Remembering: Violence we have seen can help us stop future tragedies
Few of us probably have forgotten the day that two high school students took guns into Columbine High School in Colorado and opened fire on their classmates in a library.
We were shocked then, surprised that something this horrible could happen in a school and that teenagers were behind it.
Many families watched the news footage with horror as the death toll rose. And we were all thankful that it was not in our community, not our children.
Now, years later, we are watching another community go through the same heartbreak. And although the incident in Pennsylvania had a much more tragic end, it is not the only news of this kind we have heard over the last few weeks and months. There have been several other lost lives and scary near-misses involving children, violence and schools.
When a tragedy like this occurs, we look for an explanation — a place to lay the blame. For years, it has been violent video games and the disintegration of moral character as evidenced by the bawdy and aggressive nature of television and movies.
And now, we have added the availability of stuff children really shouldn’t see on the internet to the mix as we try to pinpoint just what is causing this change.
And while that is not the only reason that children are picking up guns and sick adults are turning their own anger into violence against children, the casual way the world looks at violence and death really is a contributing factor.
We have let our standards slip — and now we have a world where children watch shows that depict a hero who escapes a hailstorm of bullets without a scratch and a victim survives a violent attack in a 30-minute episode.
Conflict and violence are much more a part of our world these days — and that has, perhaps, stolen, too, a little bit of our innocence.
We hear the news of school shootings and watch the terror that unfolds these days with as much sadness and empathy, but without as much surprise. We have already lived through so many stories like these, they don’t catch us off-guard anymore.

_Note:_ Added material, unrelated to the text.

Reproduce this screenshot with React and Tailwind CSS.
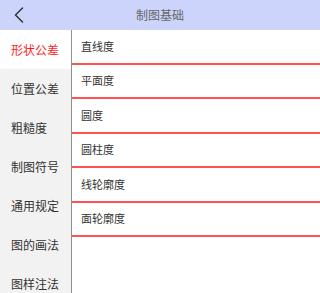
import { useState } from 'react';

const categories = ['形状公差', '位置公差', '粗糙度', '制图符号', '通用规定', '图的画法', '图样注法'];
const items = ['直线度', '平面度', '圆度', '圆柱度', '线轮廓度', '面轮廓度'];

export default function App() {
  const [active, setActive] = useState(0);

  return (
    <div
      className="w-[320px] h-[293px] overflow-hidden bg-white flex flex-col"
      style={{ fontFamily: '"Noto Sans CJK SC", "Noto Sans", sans-serif' }}
    >
      <header className="h-[30px] shrink-0 bg-[#ccd4fb] relative flex items-center justify-center">
        <button className="absolute left-[12px] top-[6px] w-[14px] h-[18px] flex items-center justify-center">
          <svg width="10" height="16" viewBox="0 0 10 16" fill="none">
            <path d="M8.5 1 L1.5 8 L8.5 15" stroke="#333" strokeWidth="1.5" strokeLinecap="round" strokeLinejoin="round" />
          </svg>
        </button>
        <h1 className="text-[12px] text-[#666] leading-none">制图基础</h1>
      </header>

      <div className="flex flex-1 min-h-0">
        <nav className="w-[72px] shrink-0 bg-[#f2f2f2] border-r border-[#8f8f8f] flex flex-col">
          {categories.map((c, i) => (
            <div
              key={c}
              onClick={() => setActive(i)}
              className={
                'h-[39px] shrink-0 flex items-center pl-[11px] text-[12px] leading-none ' +
                (i === active ? 'bg-white text-[#ff1a1a]' : 'text-[#333]')
              }
            >
              {c}
            </div>
          ))}
        </nav>

        <ul className="flex-1 flex flex-col">
          {items.map((t) => (
            <li
              key={t}
              className="h-[34.5px] shrink-0 border-b-2 border-[#ff5252] flex items-center pl-[9px] text-[11px] text-[#333] leading-none"
            >
              {t}
            </li>
          ))}
        </ul>
      </div>
    </div>
  );
}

But perhaps we can use this knowledge to our advantage. Maybe we can stop a similar tragedy from happening in our own back yard.
We can’t bring back the children we have already lost from these tragedies, but perhaps, if we work at it, we can do a better job of protecting our own community from the heartbreak others have suffered.
It would be a fitting tribute to these young people whose lives have been cut short to do everything in our power to make sure no other child suffers a similar fate.